A Constituição de 1937 foi a primeira que atendeu interesses de grupos políticos desejosos de um governo forte que beneficiasse o povo, que consolidasse o domínio daqueles que se punham ao lado de Vargas. A principal característica dessa constituição era a enorme concentração de poderes nas mãos do chefe do Executivo. Seu conteúdo era fortemente centralizador, ficando a cargo do presidente da República a nomeação das autoridades estaduais, os interventores. A esses, por sua vez, cabia nomear as autoridades municipais.

O Governo Vargas caracterizou-se desde o início pela centralização do poder, mas ele foi ao extremo entre 1937 e 1945. Com essa Constituição, Getúlio implantou um regime de liderança que durou até ao fim da Segunda Guerra Mundial e consolidou seu governo, que começara em 1930.
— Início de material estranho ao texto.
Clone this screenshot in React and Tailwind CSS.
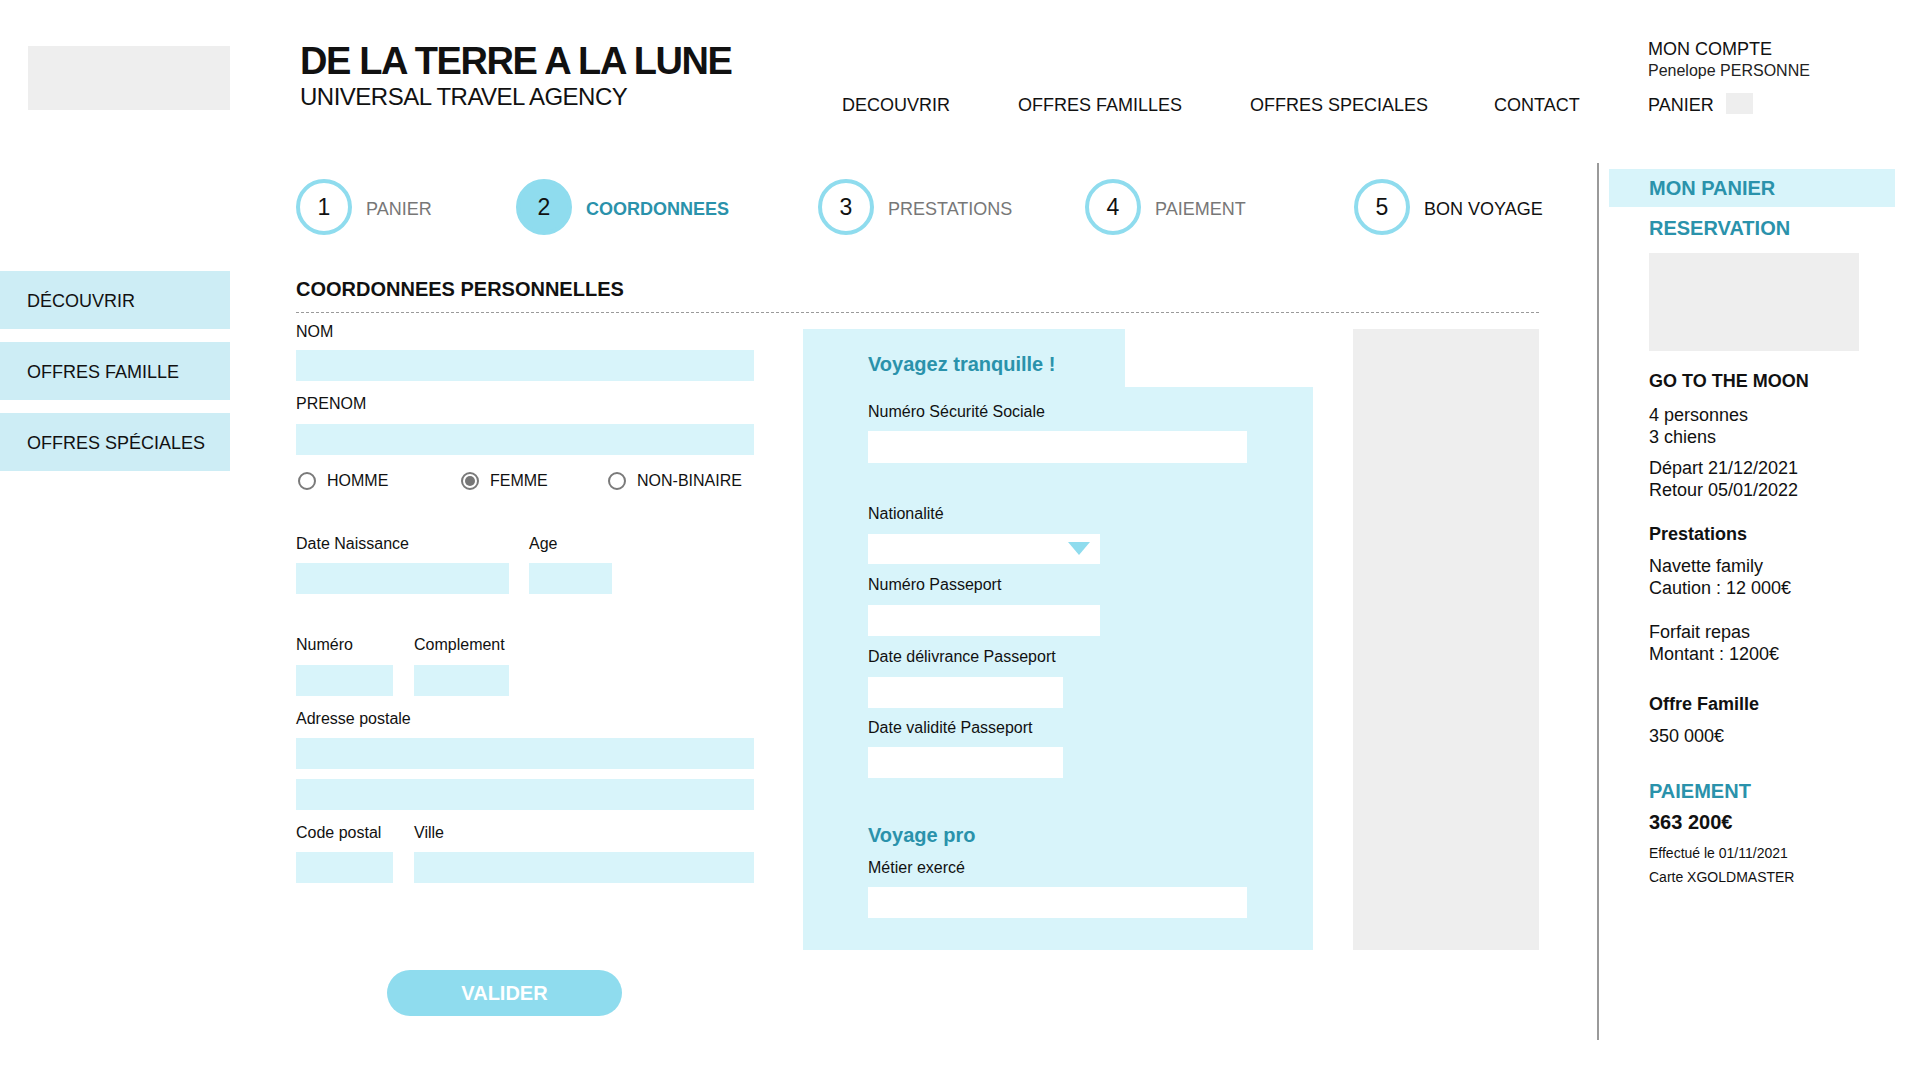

Após o golpe sofrido por Getúlio em outubro de 1945, foram realizadas eleições para a Assembleia Nacional Constituinte, paralelamente à eleição presidencial. Eleita a Constituinte, seus membros se reuniram para elaborar uma nova constituição, que entrou em vigor a partir de setembro de 1946. A Constituição de 1937 deu origem a vários acontecimentos na História política do Brasil que têm consequências até hoje. E, principalmente, formou o grupo de oposição a Getúlio que culminou no golpe militar de 1964. Este, por sua vez, deu origem à Constituição de 1967, a primeira constituição republicana autoritária.

Contexto histórico

Ver artigo principal: Ameaça comunista no Brasil

A sucessão presidencial que se preparava para 1938, quando Vargas entregaria o poder a um sucessor civil, já tinha dois candidatos: o governador de São Paulo, Armando Salles de Oliveira e o candidato governista, José Américo de Almeida. Mas Getúlio não deu atenção nem a um nem a outro, com a intenção de esvaziar as duas candidaturas. Preparava, sim, terreno para a continuidade de seu governo; e após várias reuniões nas cúpulas do poder, determinou-se que ela só seria possível através de um golpe de estado: o golpe do Estado Novo.
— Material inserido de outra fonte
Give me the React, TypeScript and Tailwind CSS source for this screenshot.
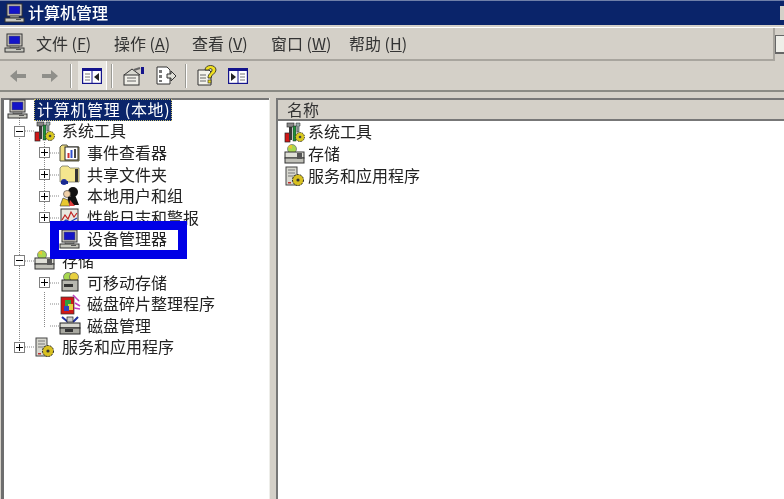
// Computer Management window, Windows 2003 style, with device manager highlighted
import React from "react";

const FONT = "font-['Noto_Sans_CJK_SC','Liberation_Sans',sans-serif]";

function ComputerIcon() {
  return (
    <svg width="22" height="21" viewBox="0 0 22 21" className="shrink-0">
      <rect x="3" y="1" width="15" height="12" fill="#d4d0c8" stroke="#333" />
      <rect x="5" y="3" width="11" height="8" fill="#1414c8" stroke="#555" strokeWidth="0.6" />
      <rect x="6" y="13" width="9" height="2" fill="#999" stroke="#444" strokeWidth="0.5" />
      <rect x="1" y="15" width="19" height="4" fill="#c8c8c0" stroke="#333" />
      <rect x="12" y="16" width="5" height="1" fill="#555" />
    </svg>
  );
}

function ToolsIcon() {
  return (
    <svg width="22" height="21" viewBox="0 0 22 21" className="shrink-0">
      <rect x="1" y="11" width="5" height="9" fill="#d01818" stroke="#222" strokeWidth="0.7" />
      <rect x="5" y="2" width="3" height="16" fill="#3a3a3a" />
      <rect x="3" y="1" width="7" height="4" fill="#888" stroke="#222" strokeWidth="0.6" />
      <rect x="9" y="4" width="3" height="15" fill="#1f8f3a" stroke="#222" strokeWidth="0.5" />
      <path d="M12 1h4v3h-1v6h-2V4h-1z" fill="#9aa" stroke="#222" strokeWidth="0.5" />
      <circle cx="16" cy="15" r="4.5" fill="#d8c820" stroke="#333" strokeDasharray="1.5 1" />
      <circle cx="16" cy="15" r="1.3" fill="#444" />
    </svg>
  );
}

function EventIcon() {
  return (
    <svg width="22" height="21" viewBox="0 0 22 21" className="shrink-0">
      <path d="M1 5l2-2h5l1 2h11v14H1z" fill="#f0de80" stroke="#554" />
      <rect x="6" y="5" width="13" height="13" fill="#fff" stroke="#222" />
      <rect x="8.5" y="11" width="2" height="5" fill="#d03030" />
      <rect x="11.5" y="8" width="2" height="8" fill="#3050d0" />
      <rect x="15" y="7" width="2" height="9" fill="#444" />
    </svg>
  );
}

function FolderIcon() {
  return (
    <svg width="22" height="21" viewBox="0 0 22 21" className="shrink-0">
      <path d="M1 4l2-2h6l2 2h9v14H1z" fill="#f4e68e" stroke="#776" strokeWidth="0.8" />
      <rect x="16" y="5" width="3" height="13" fill="#333" />
      <circle cx="5" cy="18" r="3" fill="#2030a0" />
      <rect x="2" y="17" width="7" height="3" fill="#1a2a90" />
    </svg>
  );
}

function UsersIcon() {
  return (
    <svg width="22" height="21" viewBox="0 0 22 21" className="shrink-0">
      <circle cx="14" cy="6" r="5" fill="#111" />
      <circle cx="8" cy="8" r="3.5" fill="#f0d0a8" stroke="#333" strokeWidth="0.6" />
      <path d="M9 11l7-2 4 10H8z" fill="#111" />
      <path d="M1 20l3-8 5 2 2 6z" fill="#e8c830" stroke="#333" strokeWidth="0.6" />
      <path d="M11 14l5 6h-6z" fill="#e04040" />
    </svg>
  );
}

function PerfIcon() {
  return (
    <svg width="22" height="21" viewBox="0 0 22 21" className="shrink-0">
      <rect x="2" y="2" width="17" height="17" fill="#e8e8e0" stroke="#333" />
      <path d="M3 13l3-5 3 4 3-7 3 5 3-4" fill="none" stroke="#c02020" strokeWidth="1.2" />
      <path d="M3 16l4-3 4 2 7-4" fill="none" stroke="#2040b0" strokeWidth="1.2" />
    </svg>
  );
}

function StorageIcon() {
  return (
    <svg width="22" height="21" viewBox="0 0 22 21" className="shrink-0">
      <circle cx="8" cy="5" r="4.5" fill="#a8d850" stroke="#667" strokeWidth="0.7" />
      <path d="M4 3a4 4 0 0 1 4-2v4z" fill="#e8c830" />
      <rect x="1" y="8" width="19" height="6" fill="#e0e0d8" stroke="#333" />
      <rect x="1" y="14" width="19" height="5" fill="#c0c0b8" stroke="#333" />
      <rect x="13" y="9" width="5" height="6" fill="#555" />
    </svg>
  );
}

function RemovableIcon() {
  return (
    <svg width="22" height="21" viewBox="0 0 22 21" className="shrink-0">
      <circle cx="9" cy="5" r="4.5" fill="#a8d850" stroke="#556" strokeWidth="0.7" />
      <circle cx="15" cy="5" r="4.5" fill="#e8d040" stroke="#556" strokeWidth="0.7" />
      <rect x="3" y="8" width="16" height="11" fill="#b8b8b0" stroke="#222" />
      <rect x="5" y="12" width="9" height="3" fill="#333" />
    </svg>
  );
}

function DefragIcon() {
  return (
    <svg width="22" height="21" viewBox="0 0 22 21" className="shrink-0">
      <rect x="2" y="3" width="13" height="17" fill="#d01818" stroke="#333" strokeWidth="0.7" />
      <rect x="6" y="6" width="6" height="6" fill="#30a040" />
      <rect x="9" y="10" width="5" height="6" fill="#e8d040" />
      <rect x="5" y="12" width="5" height="5" fill="#3040c0" />
      <path d="M14 1l6 6M16 9l5 3M15 14l6 1" stroke="#c040c0" strokeWidth="1.6" />
    </svg>
  );
}

function DiskIcon() {
  return (
    <svg width="22" height="21" viewBox="0 0 22 21" className="shrink-0">
      <path d="M3 2l6 5M19 2l-5 5" stroke="#2030a0" strokeWidth="2" />
      <rect x="8" y="2" width="6" height="5" fill="#ccc" stroke="#222" strokeWidth="0.7" />
      <rect x="1" y="8" width="20" height="5" fill="#d8d8d0" stroke="#222" />
      <rect x="1" y="13" width="20" height="6" fill="#a8a8a0" stroke="#222" />
      <rect x="6" y="14" width="8" height="3" fill="#333" />
    </svg>
  );
}

function ServicesIcon() {
  return (
    <svg width="22" height="21" viewBox="0 0 22 21" className="shrink-0">
      <rect x="2" y="1" width="11" height="18" fill="#d8d8d0" stroke="#444" />
      <path d="M4 4h7M4 7h7M4 10h7" stroke="#777" />
      <circle cx="14" cy="14" r="5.5" fill="#d8c020" stroke="#222" strokeDasharray="2 1" />
      <circle cx="14" cy="14" r="1.6" fill="#333" />
      <rect x="4" y="16" width="3" height="1.5" fill="#c03030" />
    </svg>
  );
}

function Expander({ open }: { open?: boolean }) {
  return (
    <span className="relative flex h-[11px] w-[11px] shrink-0 items-center justify-center border border-[#808080] bg-white">
      <span className="absolute h-px w-[7px] bg-black" />
      {!open && <span className="absolute h-[7px] w-px bg-black" />}
    </span>
  );
}

const MENU = [
  { label: "文件", key: "F", width: "w-[78px]" },
  { label: "操作", key: "A", width: "w-[78px]" },
  { label: "查看", key: "V", width: "w-[79px]" },
  { label: "窗口", key: "W", width: "w-[78px]" },
  { label: "帮助", key: "H", width: "w-[78px]" },
];

interface TreeRow {
  label: string;
  icon: React.ReactNode;
  level: 1 | 2;
  expander?: "open" | "closed";
}

const TREE: TreeRow[] = [
  { label: "系统工具", icon: <ToolsIcon />, level: 1, expander: "open" },
  { label: "事件查看器", icon: <EventIcon />, level: 2, expander: "closed" },
  { label: "共享文件夹", icon: <FolderIcon />, level: 2, expander: "closed" },
  { label: "本地用户和组", icon: <UsersIcon />, level: 2, expander: "closed" },
  { label: "性能日志和警报", icon: <PerfIcon />, level: 2, expander: "closed" },
  { label: "设备管理器", icon: <ComputerIcon />, level: 2 },
  { label: "存储", icon: <StorageIcon />, level: 1, expander: "open" },
  { label: "可移动存储", icon: <RemovableIcon />, level: 2, expander: "closed" },
  { label: "磁盘碎片整理程序", icon: <DefragIcon />, level: 2 },
  { label: "磁盘管理", icon: <DiskIcon />, level: 2 },
  { label: "服务和应用程序", icon: <ServicesIcon />, level: 1, expander: "closed" },
];

function Row({ row }: { row: TreeRow }) {
  return (
    <div className={row.level === 1 ? "flex h-[21.6px] items-center pl-[9px]" : "flex h-[21.6px] items-center pl-[34px]"}>
      <span className="flex w-[20px] shrink-0 items-center">
        {row.expander && <Expander open={row.expander === "open"} />}
      </span>
      <span className="flex w-[28px] shrink-0 items-center">{row.icon}</span>
      <span className="block whitespace-nowrap pb-[2px]">{row.label}</span>
    </div>
  );
}

function Separator({ className }: { className: string }) {
  return <div className={`h-[24px] w-[2px] border-r border-white bg-[#9a9a94] ${className}`} />;
}

export default function App() {
  return (
    <div className={`${FONT} flex h-[499px] w-[784px] flex-col overflow-hidden bg-[#d4d0c8] text-[16px] leading-none text-[#222] blur-[0.4px]`}>
      {/* title bar */}
      <div className="flex h-[25px] shrink-0 items-center justify-between border-t border-[#6f7fa8] bg-[#0a246a] pl-[4px] text-white">
        <div className="flex items-center gap-[2px]">
          <ComputerIcon />
          <span className="block pb-[3px] font-medium">计算机管理</span>
        </div>
        <div className="h-[14px] w-[4px] bg-[#d4d0c8]" />
      </div>

      {/* menu bar */}
      <div className="mt-[2px] flex h-[34px] shrink-0 border-t border-white">
        <div className="flex flex-1 items-center border-b-2 border-r-2 border-[#a8a59e] pl-[4px]">
          <ComputerIcon />
          <div className="ml-[10px] flex pb-[2px]">
            {MENU.map((m) => (
              <span key={m.key} className={`${m.width} block whitespace-nowrap text-[#333]`}>
                {m.label} (<u className="underline underline-offset-1">{m.key}</u>)
              </span>
            ))}
          </div>
        </div>
        <div className="flex w-[9px] items-end pb-[7px]">
          <div className="h-[19px] w-full border-b-2 border-l border-t border-[#666] bg-[#eeeee8]" />
        </div>
      </div>

      {/* toolbar */}
      <div className="flex h-[31px] shrink-0 items-center border-b-2 border-[#8a8a84] pl-[9px]">
        <svg width="18" height="14" viewBox="0 0 18 14" className="shrink-0">
          <path d="M8 1L1 7l7 6V9h9V5H8z" fill="#8f8f8a" />
        </svg>
        <svg width="18" height="14" viewBox="0 0 18 14" className="ml-[14px] shrink-0">
          <path d="M10 1l7 6-7 6V9H1V5h9z" fill="#8f8f8a" />
        </svg>
        <Separator className="ml-[11px]" />
        <div className="ml-[6px] flex h-[29px] w-[29px] items-center justify-center border-r border-white bg-[#e8e6e0]">
          <svg width="20" height="16" viewBox="0 0 20 16">
            <rect x="0.5" y="0.5" width="19" height="15" fill="#fff" stroke="#14148c" strokeWidth="1.4" />
            <rect x="1" y="1" width="18" height="2" fill="#14148c" />
            <path d="M10 3v12" stroke="#14148c" />
            <path d="M3 6h5M3 9h5M3 12h5" stroke="#777" />
            <path d="M17 5v8l-5-4z" fill="#222" />
          </svg>
        </div>
        <Separator className="ml-[4px]" />
        <svg width="23" height="20" viewBox="0 0 23 20" className="ml-[9px] shrink-0">
          <path d="M2 9l8-6 8 6" fill="#d8d8d0" stroke="#333" />
          <rect x="2" y="9" width="15" height="10" fill="#f0efe8" stroke="#333" />
          <path d="M5 12h9M5 15h9" stroke="#666" />
          <path d="M12 4l6-2" stroke="#666" strokeWidth="2" />
          <rect x="19" y="1" width="3" height="7" fill="#14148c" />
        </svg>
        <svg width="20" height="19" viewBox="0 0 20 19" className="ml-[11px] shrink-0">
          <path d="M1 1h10l3 3v14H1z" fill="#fff" stroke="#333" />
          <rect x="3" y="4" width="3" height="3" fill="#777" />
          <rect x="3" y="9" width="3" height="3" fill="#777" />
          <rect x="3" y="14" width="3" height="2" fill="#777" />
          <path d="M11 8h4V5l5 5-5 5v-3h-4z" fill="#e0e0d8" stroke="#333" />
        </svg>
        <Separator className="ml-[9px]" />
        <svg width="20" height="21" viewBox="0 0 20 21" className="ml-[10px] shrink-0">
          <path d="M1 5h11l2 2v13H1z" fill="#f4f3ec" stroke="#333" />
          <path d="M3 10h6M3 13h6M3 16h6" stroke="#666" />
          <path d="M8 5c0-6 11-6 11 0 0 4-5 4-5 8h-3c0-5 4-5 4-8 0-2-3-2-3 0z" fill="#f0e020" stroke="#222" strokeWidth="0.8" />
          <rect x="11" y="15" width="3" height="3" fill="#f0e020" stroke="#222" strokeWidth="0.6" />
        </svg>
        <svg width="20" height="16" viewBox="0 0 20 16" className="ml-[11px] shrink-0">
          <rect x="0.5" y="0.5" width="19" height="15" fill="#fff" stroke="#14148c" strokeWidth="1.4" />
          <rect x="1" y="1" width="18" height="2" fill="#14148c" />
          <path d="M10 3v12" stroke="#14148c" />
          <path d="M12 6h5M12 9h5M12 12h5" stroke="#777" />
          <path d="M3 5v8l5-4z" fill="#222" />
        </svg>
      </div>

      {/* panes */}
      <div className="mt-[6px] flex min-h-0 flex-1 pl-[1px]">
        {/* tree pane */}
        <div className="relative w-[268px] shrink-0 border-l-[3px] border-t-2 border-l-[#6e6e6e] border-t-[#777] bg-white pl-[1px]">
          <svg width="264" height="399" className="absolute left-[1px] top-0" fill="none" stroke="#888" strokeDasharray="1 1">
            <path d="M14.5 18V247M39.5 42V124M39.5 192V227M20 31h10M45 53h10M45 75h10M45 96h10M45 118h10M45 139h10M45 183h10M45 204h10M45 226h10M20 161h10M20 247h10" />
          </svg>
          <div className="relative -mt-[1px]">
            <div className="flex h-[21.6px] items-center pl-[2px]">
              <span className="flex w-[27px] shrink-0 items-center"><ComputerIcon /></span>
              <span className="block w-[138px] whitespace-nowrap border border-dotted border-[#c8c070] bg-[#0a246a] pb-[3px] pl-[2px] pt-[1px] tracking-[0.7px] text-white">
                计算机管理 (本地)
              </span>
            </div>
            {TREE.map((row) => (
              <Row key={row.label} row={row} />
            ))}
          </div>
          {/* blue annotation box */}
          <div className="absolute left-[46px] top-[121px] h-[38px] w-[137px] border-[9px] border-[#0000e6]" />
        </div>

        {/* splitter */}
        <div className="w-[7px] shrink-0 border-l border-[#eeeeea] bg-[#d4d0c8]" />

        {/* list pane */}
        <div className="min-w-0 flex-1 border-l-2 border-t-2 border-[#777] bg-white">
          <div className="flex h-[21px] items-center border-b-2 border-[#777] bg-[#d4d0c8] pl-[9px] text-[#333]">
            <span className="block pb-[2px]">名称</span>
          </div>
          <div className="pl-[6px]">
            <div className="flex h-[22px] items-center gap-[2px]"><ToolsIcon /><span className="block pb-[2px]">系统工具</span></div>
            <div className="flex h-[22px] items-center gap-[2px]"><StorageIcon /><span className="block pb-[2px]">存储</span></div>
            <div className="flex h-[22px] items-center gap-[2px]"><ServicesIcon /><span className="block pb-[2px]">服务和应用程序</span></div>
          </div>
        </div>
      </div>
    </div>
  );
}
Uma das causas para a instalação do Estado Novo foi a crescente ameaça comunista, verificada não em um, mas em vários episódios ocorridos entre 1934 e 1937.

O Congresso permitira anistia aos antigos perseguidos políticos, entre eles Luís Carlos Prestes, tenentista, líder da Coluna Prestes, que estava filiando-se ao Partido Comunista do Brasil (PCB). Sob a orientação da Internacional Comunista, de agentes comunistas estrangeiros e da direção nacional do PCB, foi fundada a ANL (Aliança Nacional Libertadora), tendo Prestes como presidente de honra, com o objetivo de organizar a revolta armada contra o governo de Vargas e formar um governo popular.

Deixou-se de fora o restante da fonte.